Special provisions apply with regards to determination of executive pay in public limited liability companies, cf. Public Limited Liability Companies Act § 6-16 a. 1.11

General Meeting

Private limited liability companies with less that 20 shareholders may hold general meetings without a meeting as such (Private Limited Liability Companies Act § 5-7). Such right does not exist for public limited liability companies.

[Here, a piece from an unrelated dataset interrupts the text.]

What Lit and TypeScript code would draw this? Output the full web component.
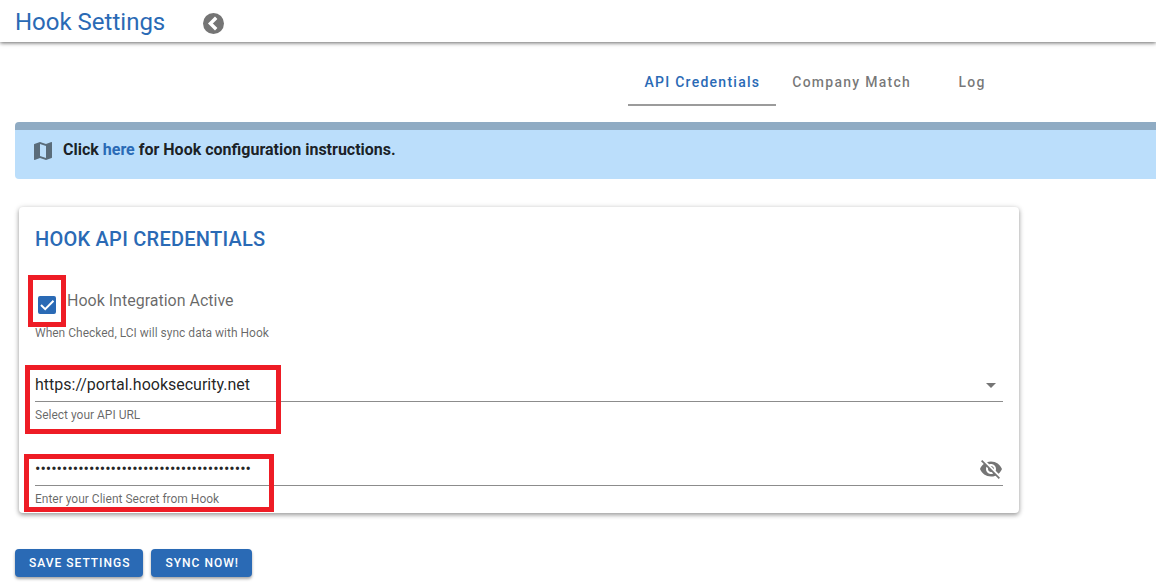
import { LitElement, html, css } from "lit";
import { customElement, state } from "lit/decorators.js";

@customElement("app-root")
export class AppRoot extends LitElement {
  static styles = css`
    :host {
      display: block;
      font-family: Roboto, sans-serif;
      font-size: 16px;
      line-height: 24px;
      color: rgba(0, 0, 0, 0.87);
      background: #fff;
      overflow-x: hidden;
    }
    *, *::before, *::after { box-sizing: border-box; }
    button, input, select { font: inherit; color: inherit; margin: 0; }
    button { cursor: pointer; }
    a { color: #2a6ab5; text-decoration: none; }

    .bar {
      display: flex;
      align-items: center;
      gap: 36px;
      height: 42px;
      padding: 2px 15px 0;
      box-shadow: 0 1px 4px rgba(0, 0, 0, 0.6);
    }
    .title { margin: 0; font-size: 24px; line-height: 32px; font-weight: 400; color: #2a6ab5; }
    .back { display: flex; padding: 3px 0 0; border: 0; background: none; color: #757575; }

    .tabs {
      display: flex;
      justify-content: flex-end;
      margin: 16px 139px 16px 15px;
    }
    .tab {
      min-width: 90px;
      height: 48px;
      padding: 2px 16px 0;
      border: 0;
      border-bottom: 2px solid transparent;
      background: none;
      font-size: 14px;
      font-weight: 500;
      letter-spacing: 0.09em;
      color: rgba(0, 0, 0, 0.54);
    }
    .tab.active { color: #2a6ab5; border-color: #9b9b9b; }

    .notice {
      display: flex;
      gap: 8px;
      margin-left: 15px;
      padding: 8px 16px 16px;
      border-top: 8px solid #8fabc3;
      border-radius: 4px 0 0 4px;
      background: #bbdefb;
      font-weight: 700;
      line-height: 23px;
    }
    .notice svg { flex: none; margin-top: 1px; color: #5a6c7a; }
    .notice p { margin: 0; }

    .card {
      position: relative;
      max-width: 1000px;
      margin: 28px 19px 0;
      padding: 16px 16px 6px;
      border-radius: 4px;
      box-shadow: 0 2px 4px rgba(0, 0, 0, 0.3), 0 1px 6px rgba(0, 0, 0, 0.16);
    }
    .heading {
      margin: 0 0 34px;
      font-size: 20px;
      line-height: 32px;
      font-weight: 500;
      letter-spacing: 0.0125em;
      color: #2a6ab5;
    }

    .check { display: flex; gap: 11px; padding-left: 3px; color: rgba(0, 0, 0, 0.6); }
    .tick {
      appearance: none;
      flex: none;
      width: 18px;
      height: 18px;
      margin-top: 7px;
      border: 2px solid #2a6ab5;
      border-radius: 2px;
    }
    .tick:checked {
      background: #2a6ab5 url("data:image/svg+xml,%3Csvg xmlns='http://www.w3.org/2000/svg' viewBox='0 0 18 18'%3E%3Cpath d='M3 9l4.2 4.2L15.5 4.8' fill='none' stroke='white' stroke-width='2'/%3E%3C/svg%3E") center / 18px 18px;
    }
    .hint { margin: 5px 0 0; font-size: 12px; line-height: 16px; color: rgba(0, 0, 0, 0.6); }
    .check + .hint { margin-top: 11px; }

    .field { margin-top: 26px; }
    .field.secret { margin-top: 27px; }
    .control {
      display: flex;
      align-items: center;
      border-bottom: 1px solid #8c8c8c;
    }
    .value {
      appearance: none;
      flex: 1;
      min-width: 0;
      height: 34px;
      padding: 2px 0 0;
      border: 0;
      outline: 0;
      background: none;
    }
    .control svg { flex: none; margin-top: 2px; color: #757575; }
    .arrow { pointer-events: none; margin-left: -24px; }
    .secret .value { height: 35px; }
    .eye { display: flex; padding: 0; border: 0; background: none; }

    .mark { position: absolute; border: 5px solid #ee1c25; pointer-events: none; }
    .mark-check { left: 9px; top: 68px; width: 38px; height: 52px; }
    .mark-url { left: 6px; top: 158px; width: 256px; height: 69px; }
    .mark-secret { left: 5px; top: 247px; width: 250px; height: 58px; }

    .actions { display: flex; gap: 8px; padding: 36px 15px 11px; }
    .action {
      height: 28px;
      padding: 0 13px 0 14px;
      border: 0;
      border-radius: 4px;
      background: #2a6ab5;
      color: #fff;
      font-size: 12px;
      font-weight: 500;
      letter-spacing: 1px;
      text-transform: uppercase;
      box-shadow: 0 2px 3px rgba(0, 0, 0, 0.35);
    }
  `;

  @state() private tab = "API Credentials";
  @state() private reveal = false;

  render() {
    return html`
      <header class="bar">
        <h1 class="title">Hook Settings</h1>
        <button class="back" aria-label="Back">
          <svg width="25" height="25" viewBox="0 0 25 25">
            <circle cx="12.5" cy="12.5" r="10.5" fill="currentColor" />
            <path d="M15.2 6.7L9.4 12.5l5.8 5.8" fill="none" stroke="#fff" stroke-width="3.4" />
          </svg>
        </button>
      </header>

      <nav class="tabs" role="tablist">
        ${["API Credentials", "Company Match", "Log"].map(
          (name) => html`<button
            role="tab"
            class="tab ${name === this.tab ? "active" : ""}"
            aria-selected=${name === this.tab}
            @click=${() => (this.tab = name)}
          >${name}</button>`
        )}
      </nav>

      <section class="notice">
        <svg width="24" height="24" viewBox="0 0 24 24" fill="currentColor">
          <path d="M20.5 3l-.16.03L15 5.1 9 3 3.36 4.9c-.21.07-.36.25-.36.48V20.5c0 .28.22.5.5.5l.16-.03L9 18.9l6 2.1 5.64-1.9c.21-.07.36-.25.36-.48V3.5c0-.28-.22-.5-.5-.5zM15 19l-6-2.11V5l6 2.11V19z" />
        </svg>
        <p>Click <a href="#">here</a> for Hook configuration instructions.</p>
      </section>

      <section class="card">
        <h2 class="heading">HOOK API CREDENTIALS</h2>

        <div class="check">
          <input class="tick" id="active" type="checkbox" checked aria-describedby="active-hint" />
          <label for="active">Hook Integration Active</label>
        </div>
        <p class="hint" id="active-hint">When Checked, LCI will sync data with Hook</p>

        <div class="field">
          <div class="control">
            <select class="value" id="url">
              <option>https://portal.hooksecurity.net</option>
            </select>
            <svg class="arrow" width="24" height="24" viewBox="0 0 24 24" fill="currentColor"><path d="M7 10l5 5 5-5z" /></svg>
          </div>
          <p class="hint"><label for="url">Select your API URL</label></p>
        </div>

        <div class="field secret">
          <div class="control">
            <input
              class="value"
              id="secret"
              type=${this.reveal ? "text" : "password"}
              value="0000000000000000000000000000000000000000"
            />
            <button class="eye" aria-label="Show secret" @click=${() => (this.reveal = !this.reveal)}>
              <svg width="24" height="24" viewBox="0 0 24 24" fill="currentColor">
                <path d="M12 7c2.76 0 5 2.24 5 5 0 .65-.13 1.26-.36 1.83l2.92 2.92c1.51-1.26 2.7-2.89 3.43-4.75-1.73-4.39-6-7.5-11-7.5-1.4 0-2.74.25-3.98.7l2.16 2.16C10.74 7.13 11.35 7 12 7zM2 4.27l2.28 2.28.46.46C3.08 8.3 1.78 10.02 1 12c1.73 4.39 6 7.5 11 7.5 1.55 0 3.03-.3 4.38-.84l.42.42L19.73 22 21 20.73 3.27 3 2 4.27zM7.53 9.8l1.55 1.55c-.05.21-.08.43-.08.65 0 1.66 1.34 3 3 3 .22 0 .44-.03.65-.08l1.55 1.55c-.67.33-1.41.53-2.2.53-2.76 0-5-2.24-5-5 0-.79.2-1.53.53-2.2zm4.31-.78l3.15 3.15.02-.16c0-1.66-1.34-3-3-3l-.17.01z" />
              </svg>
            </button>
          </div>
          <p class="hint"><label for="secret">Enter your Client Secret from Hook</label></p>
        </div>

        <span class="mark mark-check"></span>
        <span class="mark mark-url"></span>
        <span class="mark mark-secret"></span>
      </section>

      <footer class="actions">
        <button class="action">Save Settings</button>
        <button class="action">Sync Now!</button>
      </footer>
    `;
  }
}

The board of directors shall call for an extraordinary general meeting if at least one twentieth of the share capital so requires, cf. the Public Limited Liability Companies Act § 5-7. According to the Public Limited Liability Companies Act, a group of shareholders may require that the court determines who shall open the meeting, cf. the Public Limited Liability Companies Act § 512, second paragraph. The Private Limited Liability Companies Act has no similar provision. In public limited liability companies the board of directors may decide that the shareholders shall be able to attend the general meeting through the use of electronic aids, including that the shareholders can exercise their rights as shareholders electronically, cf. the Public Limited Liability Companies Act § 5-8a. In public limited liability companies it may be stipulated in the articles of association that the shareholders may cast their vote in writing, including by means of electronic communication, in a period prior to the general meeting cf. the Public Limited Liability Companies Act § 5-8b. The Public Limited Liability Companies Act also has different provisions concerning calling for a meeting. 1.12

Restrictions of voting rights

Public limited liability companies may stipulate that the right to attend and vote at the general meeting can only be exercised when the acquisition is included in the shareholder register on the fifth business day prior to the General Meeting, cf. the Public Limited Liability Companies Act § 4-2. The same rules do not apply to private limited liability companies. 1.13

Provisions concerning procedures

The Public Limited Liability Companies Act poses in several cases more strict procedures than the Private Limited Liability Companies Act, including the requirement with regards to reports and statements issued by the board of directors, independent reports, etc. 2

ECONOMIC AND ADMINISTRATIVE EFFECTS

Conversion of the Company from a private limited liability company to a public limited liability company is necessary in connection with the Company’s intention to be listed on a regulated market. Such listing and conversion will require more administrative resources than what is the case today. The additional costs are assumed to be proportional in conjunction with the Company's anticipated future needs.

Please note that this English translation of the statement of the consequences of conversion is for information purposes only and that the Norwegian statement of the consequences of conversion shall prevail in case of any inconsistencies.